Anyhow.. Once branding of "PC Gamer" hit we've seen gaming keyboards, gaming mice, monitors, cases, chairs, desks, headsets, game-specific merch, motherboards, watercooling, DRAM, gussied up graphics cards with special shrouds and fan arrangements, specialized energy drinks. Shit..man.. There's even gamer optimized SSDs! And of course the quintessentially de'rigueur RGB nonsense.

 

I try real hard to avoid that. And as a result my PC is cool, quiet, stable, reliable, and moderately energy efficient. Everything is mainstream including OOPPS, the graphics card.
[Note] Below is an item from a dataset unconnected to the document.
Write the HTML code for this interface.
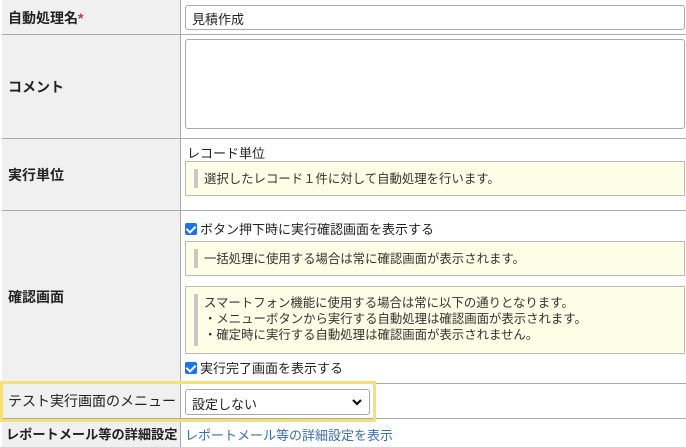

Now suddenly it's a gamer's rig!

 

 

 

Do you know how hard it is to find a decent mechanical keyboard that does not light up?  I miss my IBM Model M keyboard but it just doesn't go well with a black PC case and black bezel flatscreens.  I ended up with a Razor keyboard that not only requires "two" USB ports but also a cloud account just to change the light settings...a cloud account for a friggin' keyboard!?

 

And then there's my RPi setup in my bedroom, Best Buy refused to sell cheap wired keyboards & mice so I only found them at a dollar store (Pis don't work well with Bluetooth devices I'm afraid).  Guess what?  They're "gaming" keyboards that light up in rainbow colors and if I turn them off I can't see the keys on them.  Not to mention I needed small speakers for my Pi and got some from Amazon for $5...and they flash in crazy colors everytime I plug them in.

 

I didn't ask for this for my work at home setup, but screw it at least my cat gets amused from the flashing lights which keeps her from bugging me. :)

 

Quote

Industry Trend: Air cooling is making a huge comeback among the hobbyist. With efficient conservative designs nowadays - air coolers are proving more desirable over the watercooling mess.

 

Good, it's all you need when you have a proper ventalation setup.  There's too much risk of leakage when people don't install watercooled PC's right....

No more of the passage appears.